Strikes are all or nothing. If a character can defend against any portion of a strike, the entire strike is canceled. This is a playability concern, not a balance of power issue. Working out which parts of which strikes affect which targets bogs down the game, and the mechanical symmetry we gain from it is not worth the slowdown and confusion.
Guns:
Safety:
Guns are capped at 140fps muzzle velocity and there is zero latitude on this - your weapon is disqualified at 140.1. Honestly, we'd prefer to see more in the 120fps range and use the distance between 120 and 140 as a buffer. 140 is not an invitation to mod your springs until you shoot exactly 140 every time you pull the trigger. If you lack for a chronograph, there are no Nerf-brand blasters that exceed 120 out of the box. Dart Zone blasters occasionally do get to 120 but not to 140, unmodified. If you're getting your dart blasters from the usual toy story sources, they're probably fine. This rule is here for enthusiast blasters, the kind that require eye protection just in case and recommend some protection elsewhere, too - I have one in the garage that shoots at 260 unmodified and will absolutely leave bruises if it's too close to its target.
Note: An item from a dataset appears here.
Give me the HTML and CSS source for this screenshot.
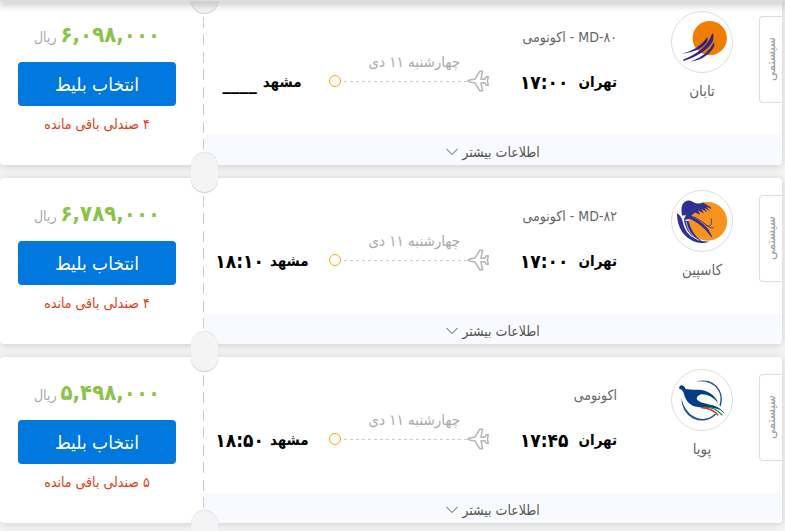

Guns have a minimum range limit and may not be fired at people any closer than polearm reach - we would prefer ten feet but estimating distance is challenging for some people and ‘melee range’ is a more realistic standard. While within that range, gunmen may voice-deliver their effects, firing in some safe direction (straight up, into the ground, anywhere that’s not going to hit someone) - this is here to prevent turning a six-shot revolver into a Hollywood sixgun. Please make every effort to re-establish range; we are aware of how this rule interacts with shields and overriding that effectiveness is an undesired side effect, not the point. Gun using classes are equipped with Initiative for this express purpose (although other uses are certainly fine, too).
Performance
Darts are capped at 50 per minute. How you arrive at that is mostly up to you. Rate of fire is capped by your ability to call damage on a shot, which rules out the speed-fire electric/automatic dart blasters. Within that tolerance, if you can dump 50 darts in 30 seconds and manage to enunciate the damage calls, you’re free to do so. If you’d prefer to sustain and take larger pauses between shots, that’s okay too, and the vagaries of combat will tend to suggest one approach over another. (Editor’s Note: That cap isn’t fixed. It’s a starting point. It’s derived from a couple of other places, including darts/second on standard issue single-action springer blasters. Also, we’re coming it at this way because attempting to tune for the desired result by influencing the underlying factors (rate of fire, capacity, etc) is both complicated and prone to unintended consequences. It also means we have to be very careful about future gun mods and how they interact with the RoF and Capacity rules. By lifting the underlying caps in favor of attacking the actual undesired effect, we can put out all kinds of cool stuff and still feel safe that we’re not going to have Arnold Schwarzengger mowing down modules with a GAU-8/A Avenger.)
One special note: Hanging out at Whattaburger and talking about the event over lunch or after the game is common. It's never great to talk about killing people when you're out in public and most veteran larpers have stories about trying to explain this to onlookers. It's much less great to talk about shooting people; the words 'gun' and 'shoot' attract attention from law enforcement. This is not a conversation you ever want to have to but you especially don't want to have it while you're dressed up as an elf. Nothing says 'mentally stable individual' like a guy with elf ears talking about dumping mags and clearing rooms.